2. System open market operations in Federal agency issues are
not designed to support individual sectors of the market
or to channel funds into issues of particular agencies.
3. As an initial objective, the System would aim at building
up a modest portfolio of agency issues, with the amount and
timing dependent on the ability to make net acquisitions
without undue market effects.
This ‘modest portfolio’ has grown from less than a trillion dollars to the present $11 trillion and counting.
4. System holdings of maturing agency issues will be allowed
to run off at maturity, at least initially.
‘Initially’ has become ‘forever.’
5. Purchases will be limited to fully taxable issues for which
there is an active secondary market.
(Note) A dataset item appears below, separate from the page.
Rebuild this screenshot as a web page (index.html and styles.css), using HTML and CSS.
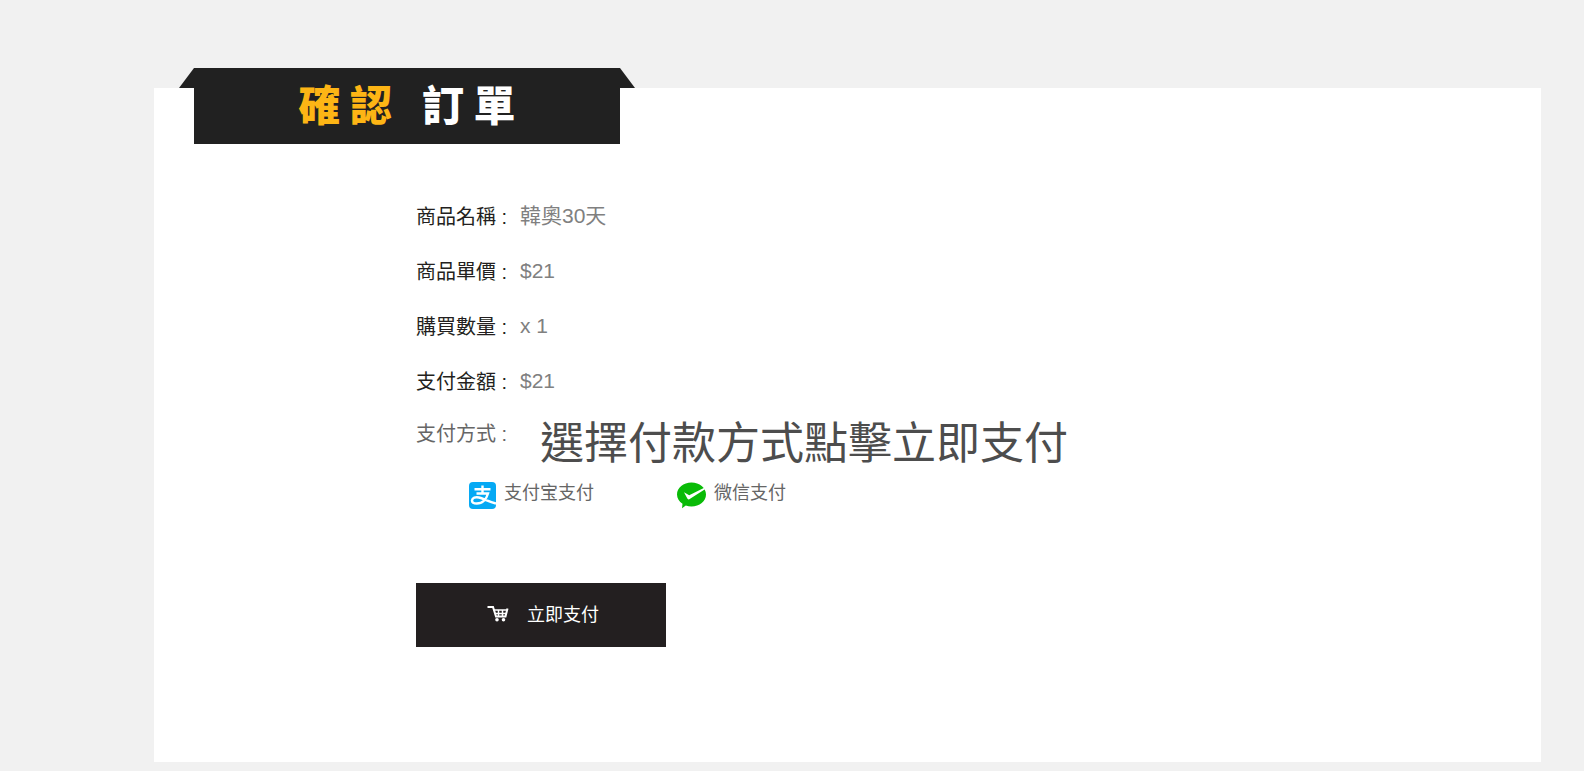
FILE: index.html
```
<!DOCTYPE html>
<html lang="zh-Hant">
<head>
    <meta charset="UTF-8">
    <meta name="viewport" content="width=device-width, initial-scale=1.0">
    <title>確認訂單</title>
    <link rel="stylesheet" href="styles.css">
</head>
<body>
    <main class="order">
        <h1 class="order_title"><span class="order_title--gold">確 認</span><span>訂 單</span></h1>

        <form class="order_form">
            <dl class="order_info">
                <div class="order_row"><dt>商品名稱 :</dt><dd>韓奧30天</dd></div>
                <div class="order_row"><dt>商品單價 :</dt><dd>$21</dd></div>
                <div class="order_row"><dt>購買數量 :</dt><dd>x 1</dd></div>
                <div class="order_row"><dt>支付金額 :</dt><dd>$21</dd></div>
            </dl>

            <div class="pay_head">
                <span class="pay_label" id="pay_label">支付方式 :</span>
                <p class="pay_tip">選擇付款方式點擊立即支付</p>
            </div>

            <div class="pay_list" role="radiogroup" aria-labelledby="pay_label">
                <label class="pay_item" for="alipay">
                    <input type="radio" name="pay" id="alipay" value="alipay">
                    <svg class="pay_icon" viewBox="0 0 27 27" aria-hidden="true">
                        <rect width="27" height="27" rx="4" fill="#06a9f4"/>
                        <path d="M5.500 7.200h16M13.500 3.500v8M7.500 11.500h11.500C17.500 17 13.500 21.500 7.800 21.500C4.500 21.500 2.800 20.300 3 18.300C3.300 15.800 6.300 14.800 10 15.500C14 16.300 19 19.300 27 21.500" fill="none" stroke="#fff" stroke-width="2.400"/>
                    </svg>
                    <span lang="zh-Hans">支付宝支付</span>
                </label>
                <label class="pay_item" for="wechat">
                    <input type="radio" name="pay" id="wechat" value="wechat">
                    <svg class="pay_icon pay_icon--wide" viewBox="0 0 29 27" aria-hidden="true">
                        <path d="M14.500 .5C22.500 .5 29 5.800 29 12.500S22.500 24.500 14.500 24.500C12.500 24.500 10.500 24.200 8.800 23.600L5 26.300L5.500 21.800C2.200 19.600 0 16.300 0 12.500C0 5.800 6.500 .5 14.500 .5z" fill="#09bb07"/>
                        <path d="M7 10.300L12.200 13.200L27.300 5.700L28 7.300L12.300 17.200Q11 17.800 10.300 16.600z" fill="#fff"/>
                    </svg>
                    <span lang="zh-Hans">微信支付</span>
                </label>
            </div>

            <button class="pay_btn" type="button">
                <svg class="pay_cart" viewBox="0 0 22 17" aria-hidden="true">
                    <path d="M.5 2h5.500l3 9.500h9.500l2-8" fill="none" stroke="#fff" stroke-width="2"/>
                    <path d="M6.500 5h14M8 8.500h12M11.500 5v6M15.500 5v6" fill="none" stroke="#fff" stroke-width="1.500"/>
                    <circle cx="10" cy="14.800" r="1.800" fill="#fff"/>
                    <circle cx="16.500" cy="14.800" r="1.800" fill="#fff"/>
                </svg>
                <span>立即支付</span>
            </button>
        </form>
    </main>
</body>
</html>
```

FILE: styles.css
```
*{
    box-sizing: border-box;
    margin: 0;
    padding: 0;
}

body{
    background-color: #f1f1f1;
    font-family: "Liberation Sans", "Noto Sans CJK TC", sans-serif;
    color: #666;
}

.order{
    display: flow-root;
    margin: 88px 43px 9px 154px;
    padding: 0 40px 115px;
    background-color: #fff;
}

.order_title{
    position: relative;
    display: flex;
    justify-content: center;
    gap: 30px;
    max-width: 426px;
    height: 76px;
    margin-top: -20px;
    background-color: #212121;
    color: #fff;
    font-family: "Noto Sans CJK TC", sans-serif;
    font-size: 42px;
    font-weight: 900;
    line-height: 70px;
}

/* folded corners of the ribbon */
.order_title::before,
.order_title::after{
    content: "";
    position: absolute;
    top: 0;
    width: 15px;
    height: 20px;
    background-color: #212121;
}

.order_title::before{
    right: 100%;
    clip-path: polygon(100% 0, 100% 100%, 0 100%);
}

.order_title::after{
    left: 100%;
    clip-path: polygon(0 0, 100% 100%, 0 100%);
}

.order_title--gold{
    color: #fdb515;
}

.order_form{
    padding: 44px 0 0 222px;
}

.order_row{
    display: flex;
    align-items: center;
    height: 55px;
}

.order_row dt,
.pay_label{
    width: 104px;
    flex-shrink: 0;
    font-size: 20px;
}

.order_row dt{
    color: #231f20;
}

.order_row dd{
    font-size: 21px;
    line-height: 24px;
    color: #808080;
}

.pay_head{
    display: flex;
    align-items: flex-start;
    height: 68px;
}

.pay_label{
    line-height: 52px;
}

.pay_tip{
    margin-left: 20px;
    font-size: 44px;
    line-height: 72px;
    color: #4d4d4d;
}

.pay_list{
    display: flex;
    gap: 83px;
    padding-left: 53px;
}

.pay_item{
    display: flex;
    align-items: center;
    gap: 8px;
    height: 38px;
    font-size: 18px;
    line-height: 20px;
    cursor: pointer;
}

.pay_item span{
    padding-bottom: 4px;
}

.pay_item input{
    position: absolute;
    opacity: 0;
}

.pay_icon{
    width: 27px;
    height: 27px;
}

.pay_icon--wide{
    width: 29px;
}

.pay_btn{
    display: flex;
    align-items: center;
    justify-content: center;
    gap: 18px;
    width: 250px;
    height: 64px;
    margin-top: 69px;
    padding: 0 0 4px 4px;
    border: none;
    background-color: #231f20;
    color: #fff;
    font-family: inherit;
    font-size: 18px;
    cursor: pointer;
}

.pay_cart{
    width: 22px;
    height: 17px;
}
```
Purchases will also
be limited to issues outstanding in amounts of $300 million
or over in cases where the obligations have a maturity of
five years or less at the time of purchase, and to issues
outstanding in amounts of $200 million or over in cases
where the securities have a maturity of more than five years
at the time of purchase.
6. System holdings of any one issue at any one time will not
exceed 10 per cent of the amount of the issue outstanding.
There will be no specific limit on aggregate holdings of
the issues of any one agency.
Debtor nations always start out trying to keep to the 10% rule. Then it declines to 0.01% over time. Look at our biggest bankers today!
7. No new issue will be purchased in the secondary market until
at least two weeks after the issue date.
8. All outright purchases, sales and holdings of agency issues
will be for the System Open Market Account.
I am sorry this is another long posting. I had to leave the house all day today because of computer problems. Apple fixed these pretty good and all is well, I hope. I really use my computer very wildly and pile up tons of stuff on the screen and have been crashing it. Heh. I write about market crashes and then do it to my computer. Punishment! HAHAHA. Well, good night, all, and may you all fare well! And may we find some sanity at the bottom of this barrel of monkeys.